## Given information
==============================

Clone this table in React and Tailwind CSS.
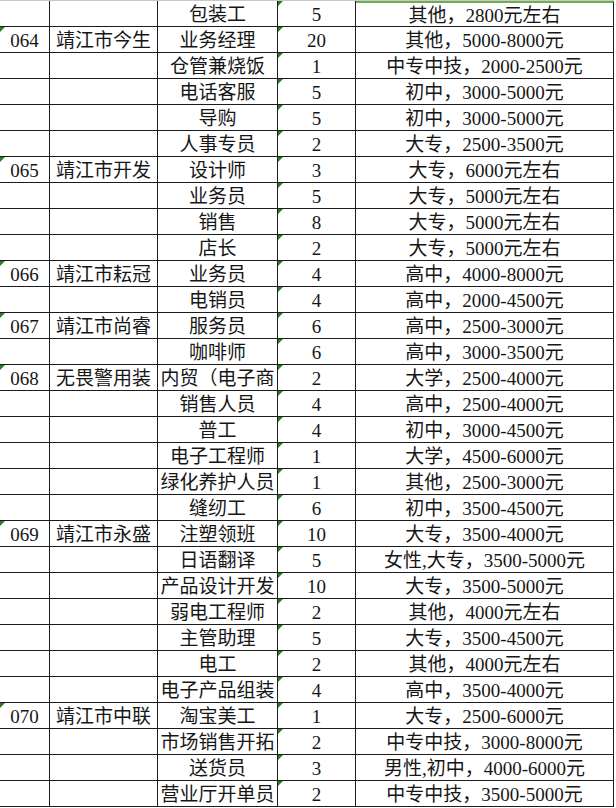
import React from 'react';

const rows = [
  ['', '', '包装工', '5', '其他，2800元左右'],
  ['064', '靖江市今生', '业务经理', '20', '其他，5000-8000元'],
  ['', '', '仓管兼烧饭', '1', '中专中技，2000-2500元'],
  ['', '', '电话客服', '5', '初中，3000-5000元'],
  ['', '', '导购', '5', '初中，3000-5000元'],
  ['', '', '人事专员', '2', '大专，2500-3500元'],
  ['065', '靖江市开发', '设计师', '3', '大专，6000元左右'],
  ['', '', '业务员', '5', '大专，5000元左右'],
  ['', '', '销售', '8', '大专，5000元左右'],
  ['', '', '店长', '2', '大专，5000元左右'],
  ['066', '靖江市耘冠', '业务员', '4', '高中，4000-8000元'],
  ['', '', '电销员', '4', '高中，2000-4500元'],
  ['067', '靖江市尚睿', '服务员', '6', '高中，2500-3000元'],
  ['', '', '咖啡师', '6', '高中，3000-3500元'],
  ['068', '无畏警用装', '内贸（电子商', '2', '大学，2500-4000元'],
  ['', '', '销售人员', '4', '高中，2500-4000元'],
  ['', '', '普工', '4', '初中，3000-4500元'],
  ['', '', '电子工程师', '1', '大学，4500-6000元'],
  ['', '', '绿化养护人员', '1', '其他，2500-3000元'],
  ['', '', '缝纫工', '6', '初中，3500-4500元'],
  ['069', '靖江市永盛', '注塑领班', '10', '大专，3500-4000元'],
  ['', '', '日语翻译', '5', '女性,大专，3500-5000元'],
  ['', '', '产品设计开发', '10', '大专，3500-5000元'],
  ['', '', '弱电工程师', '2', '其他，4000元左右'],
  ['', '', '主管助理', '5', '大专，3500-4500元'],
  ['', '', '电工', '2', '其他，4000元左右'],
  ['', '', '电子产品组装', '4', '高中，3500-4000元'],
  ['070', '靖江市中联', '淘宝美工', '1', '大专，2500-6000元'],
  ['', '', '市场销售开拓', '2', '中专中技，3000-8000元'],
  ['', '', '送货员', '3', '男性,初中，4000-6000元'],
  ['', '', '营业厅开单员', '2', '中专中技，3500-5000元'],
];

function Flag() {
  return (
    <span className="absolute left-0 top-0 w-0 h-0 border-t-[5px] border-r-[5px] border-t-[#2f7a2a] border-r-transparent" />
  );
}

function Cell({ className, flag, children }) {
  return (
    <div className={`relative h-full flex items-center justify-center pt-[2px] overflow-hidden whitespace-nowrap border-r border-[#1c1c1c] ${className}`}>
      {flag && <Flag />}
      {children}
    </div>
  );
}

export default function App() {
  return (
    <div
      className="w-[616px] h-[808px] bg-white overflow-hidden text-[19px] leading-none text-[#161616]"
      style={{ fontFamily: '"Liberation Serif", "Noto Sans CJK SC", serif' }}
    >
      <div className="h-[1px] w-[614px] bg-[#c8c8c8]" />
      {rows.map((r, i) => (
        <div key={i} className="flex w-[614px] h-[26.03px] border-b border-[#1c1c1c]">
          <Cell className="w-[50px]" flag={!!r[0]}>{r[0]}</Cell>
          <Cell className="w-[108px]">{r[1]}</Cell>
          <Cell className="w-[120px]">{r[2]}</Cell>
          <Cell className="w-[78px]" flag>{r[3]}</Cell>
          <Cell className={`w-[258px] ${i === 0 ? 'border-t-2 border-t-[#6fae4f]' : ''}`}>{r[4]}</Cell>
        </div>
      ))}
    </div>
  );
}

==============================

## Exercise instructions
Repeat, word for word and with no pictures, only the lines running from the beginning of the data to the line that contains "import React from 'react';".

## Complete answer
Clone this table in React and Tailwind CSS.
import React from 'react';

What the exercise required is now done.